### Work to do
Pick out the lines containing "React".

★ ★ ★ ★

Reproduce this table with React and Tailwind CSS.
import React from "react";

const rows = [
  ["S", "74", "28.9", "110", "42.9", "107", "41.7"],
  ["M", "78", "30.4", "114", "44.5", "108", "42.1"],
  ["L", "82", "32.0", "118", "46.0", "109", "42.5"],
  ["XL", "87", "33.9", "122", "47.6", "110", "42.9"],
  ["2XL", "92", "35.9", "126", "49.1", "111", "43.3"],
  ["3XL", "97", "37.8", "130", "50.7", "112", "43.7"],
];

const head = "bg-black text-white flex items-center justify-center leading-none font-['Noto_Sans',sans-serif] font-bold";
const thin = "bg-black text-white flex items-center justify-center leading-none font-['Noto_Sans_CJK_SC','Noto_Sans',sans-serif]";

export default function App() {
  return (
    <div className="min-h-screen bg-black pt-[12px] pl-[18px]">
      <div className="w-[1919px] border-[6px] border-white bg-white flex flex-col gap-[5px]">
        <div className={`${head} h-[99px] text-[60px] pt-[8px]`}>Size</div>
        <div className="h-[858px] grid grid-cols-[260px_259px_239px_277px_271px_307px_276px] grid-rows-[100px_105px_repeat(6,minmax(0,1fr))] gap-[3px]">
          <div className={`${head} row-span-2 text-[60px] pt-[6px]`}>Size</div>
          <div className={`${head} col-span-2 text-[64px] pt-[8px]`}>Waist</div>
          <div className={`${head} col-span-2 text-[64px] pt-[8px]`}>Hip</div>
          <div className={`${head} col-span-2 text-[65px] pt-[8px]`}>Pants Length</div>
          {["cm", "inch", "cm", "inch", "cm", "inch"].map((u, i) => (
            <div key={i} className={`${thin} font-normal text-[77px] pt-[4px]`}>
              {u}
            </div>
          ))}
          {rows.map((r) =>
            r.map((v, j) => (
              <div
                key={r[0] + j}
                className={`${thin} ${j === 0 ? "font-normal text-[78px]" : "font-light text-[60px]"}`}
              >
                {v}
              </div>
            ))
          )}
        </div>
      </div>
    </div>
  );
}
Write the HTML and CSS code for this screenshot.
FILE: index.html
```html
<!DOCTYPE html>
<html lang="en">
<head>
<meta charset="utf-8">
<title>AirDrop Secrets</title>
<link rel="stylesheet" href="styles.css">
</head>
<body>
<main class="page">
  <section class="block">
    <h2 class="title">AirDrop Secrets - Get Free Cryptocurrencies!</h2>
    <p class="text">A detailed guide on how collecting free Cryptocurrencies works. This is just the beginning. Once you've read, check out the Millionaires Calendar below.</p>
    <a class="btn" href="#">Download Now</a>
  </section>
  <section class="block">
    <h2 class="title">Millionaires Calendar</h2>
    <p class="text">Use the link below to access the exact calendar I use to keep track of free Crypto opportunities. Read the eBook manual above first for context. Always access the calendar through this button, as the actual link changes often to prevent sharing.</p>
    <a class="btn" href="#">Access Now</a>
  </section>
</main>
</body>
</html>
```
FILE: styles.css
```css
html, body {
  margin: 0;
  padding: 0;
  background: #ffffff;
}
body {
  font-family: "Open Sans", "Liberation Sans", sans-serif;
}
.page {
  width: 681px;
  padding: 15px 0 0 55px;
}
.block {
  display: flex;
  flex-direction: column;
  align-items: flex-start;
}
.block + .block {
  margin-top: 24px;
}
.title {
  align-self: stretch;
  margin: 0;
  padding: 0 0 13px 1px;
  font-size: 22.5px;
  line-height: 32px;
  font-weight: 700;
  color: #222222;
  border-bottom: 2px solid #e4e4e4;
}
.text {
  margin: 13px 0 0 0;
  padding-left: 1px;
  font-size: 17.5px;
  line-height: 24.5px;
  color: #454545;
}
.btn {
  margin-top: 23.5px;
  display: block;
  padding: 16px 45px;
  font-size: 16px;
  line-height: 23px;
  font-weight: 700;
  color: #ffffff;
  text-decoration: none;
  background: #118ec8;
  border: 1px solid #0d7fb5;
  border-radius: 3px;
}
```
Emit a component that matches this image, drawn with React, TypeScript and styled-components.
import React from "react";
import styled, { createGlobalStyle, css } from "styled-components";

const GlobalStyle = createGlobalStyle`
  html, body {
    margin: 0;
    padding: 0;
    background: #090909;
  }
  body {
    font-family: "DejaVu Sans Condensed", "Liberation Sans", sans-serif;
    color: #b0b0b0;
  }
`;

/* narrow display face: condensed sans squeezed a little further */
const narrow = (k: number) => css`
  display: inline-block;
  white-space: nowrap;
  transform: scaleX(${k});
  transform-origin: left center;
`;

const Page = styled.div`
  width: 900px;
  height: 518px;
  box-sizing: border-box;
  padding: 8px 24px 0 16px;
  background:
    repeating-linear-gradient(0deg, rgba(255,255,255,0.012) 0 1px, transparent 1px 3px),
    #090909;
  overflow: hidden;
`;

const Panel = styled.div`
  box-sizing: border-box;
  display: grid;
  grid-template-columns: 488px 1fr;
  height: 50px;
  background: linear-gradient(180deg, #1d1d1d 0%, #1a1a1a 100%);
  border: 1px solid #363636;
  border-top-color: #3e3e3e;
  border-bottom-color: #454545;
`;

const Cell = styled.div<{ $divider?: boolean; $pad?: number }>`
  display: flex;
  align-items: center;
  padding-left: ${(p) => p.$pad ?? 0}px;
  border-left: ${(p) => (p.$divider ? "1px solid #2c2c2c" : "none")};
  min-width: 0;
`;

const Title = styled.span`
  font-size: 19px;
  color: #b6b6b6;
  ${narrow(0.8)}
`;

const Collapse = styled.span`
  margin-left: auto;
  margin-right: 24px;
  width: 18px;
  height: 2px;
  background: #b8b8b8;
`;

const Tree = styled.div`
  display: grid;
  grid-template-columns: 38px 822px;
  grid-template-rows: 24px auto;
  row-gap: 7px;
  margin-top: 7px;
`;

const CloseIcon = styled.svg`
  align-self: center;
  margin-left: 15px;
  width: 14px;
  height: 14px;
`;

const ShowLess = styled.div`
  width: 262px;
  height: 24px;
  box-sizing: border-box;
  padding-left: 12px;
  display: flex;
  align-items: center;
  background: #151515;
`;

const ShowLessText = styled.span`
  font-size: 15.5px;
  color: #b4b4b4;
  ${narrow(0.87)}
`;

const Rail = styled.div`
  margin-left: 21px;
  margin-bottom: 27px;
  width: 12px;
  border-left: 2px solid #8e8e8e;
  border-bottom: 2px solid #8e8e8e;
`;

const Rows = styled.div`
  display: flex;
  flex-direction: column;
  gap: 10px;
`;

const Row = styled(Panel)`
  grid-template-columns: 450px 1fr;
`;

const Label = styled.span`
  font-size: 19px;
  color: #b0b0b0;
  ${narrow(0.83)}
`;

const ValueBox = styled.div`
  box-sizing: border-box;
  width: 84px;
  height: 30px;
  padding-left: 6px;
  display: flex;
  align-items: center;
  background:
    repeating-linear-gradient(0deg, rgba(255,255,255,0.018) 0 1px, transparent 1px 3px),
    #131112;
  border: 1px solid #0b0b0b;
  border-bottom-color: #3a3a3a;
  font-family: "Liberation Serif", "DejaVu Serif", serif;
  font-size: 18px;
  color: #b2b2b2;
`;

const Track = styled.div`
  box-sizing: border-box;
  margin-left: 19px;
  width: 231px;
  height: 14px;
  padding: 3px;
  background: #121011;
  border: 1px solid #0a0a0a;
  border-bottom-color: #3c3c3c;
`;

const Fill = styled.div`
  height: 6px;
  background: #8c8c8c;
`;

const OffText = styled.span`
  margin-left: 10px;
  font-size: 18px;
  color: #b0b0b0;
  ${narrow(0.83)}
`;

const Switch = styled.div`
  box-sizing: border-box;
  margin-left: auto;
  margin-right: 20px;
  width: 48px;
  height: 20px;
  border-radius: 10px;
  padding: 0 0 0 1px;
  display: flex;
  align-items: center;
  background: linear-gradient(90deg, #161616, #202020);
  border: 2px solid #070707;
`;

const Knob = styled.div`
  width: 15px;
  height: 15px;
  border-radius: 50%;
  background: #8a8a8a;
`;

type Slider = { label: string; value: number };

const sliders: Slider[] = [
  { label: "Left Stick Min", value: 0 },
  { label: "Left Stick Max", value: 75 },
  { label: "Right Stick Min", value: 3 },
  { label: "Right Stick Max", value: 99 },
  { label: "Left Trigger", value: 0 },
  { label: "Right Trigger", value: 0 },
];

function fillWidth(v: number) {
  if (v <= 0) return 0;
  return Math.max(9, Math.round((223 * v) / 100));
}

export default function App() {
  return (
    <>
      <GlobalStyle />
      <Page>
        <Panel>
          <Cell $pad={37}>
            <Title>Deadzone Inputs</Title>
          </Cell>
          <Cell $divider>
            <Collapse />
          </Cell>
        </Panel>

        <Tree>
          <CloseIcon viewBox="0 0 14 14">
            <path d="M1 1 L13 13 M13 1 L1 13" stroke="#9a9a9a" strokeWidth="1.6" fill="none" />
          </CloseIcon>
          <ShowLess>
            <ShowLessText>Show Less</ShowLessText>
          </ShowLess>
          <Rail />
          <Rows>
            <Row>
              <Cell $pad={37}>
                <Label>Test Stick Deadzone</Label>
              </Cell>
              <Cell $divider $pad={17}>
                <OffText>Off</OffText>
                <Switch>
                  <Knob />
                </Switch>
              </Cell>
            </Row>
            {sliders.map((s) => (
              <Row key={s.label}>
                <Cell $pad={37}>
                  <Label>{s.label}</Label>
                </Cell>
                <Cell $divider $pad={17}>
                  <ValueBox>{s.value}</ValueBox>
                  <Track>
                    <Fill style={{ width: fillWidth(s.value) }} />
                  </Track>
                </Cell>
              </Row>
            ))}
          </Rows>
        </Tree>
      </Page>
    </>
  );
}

★ ★ ★ ★

### Answer to this task
Reproduce this table with React and Tailwind CSS.
import React from "react";
Emit a component that matches this image, drawn with React, TypeScript and styled-components.
import React from "react";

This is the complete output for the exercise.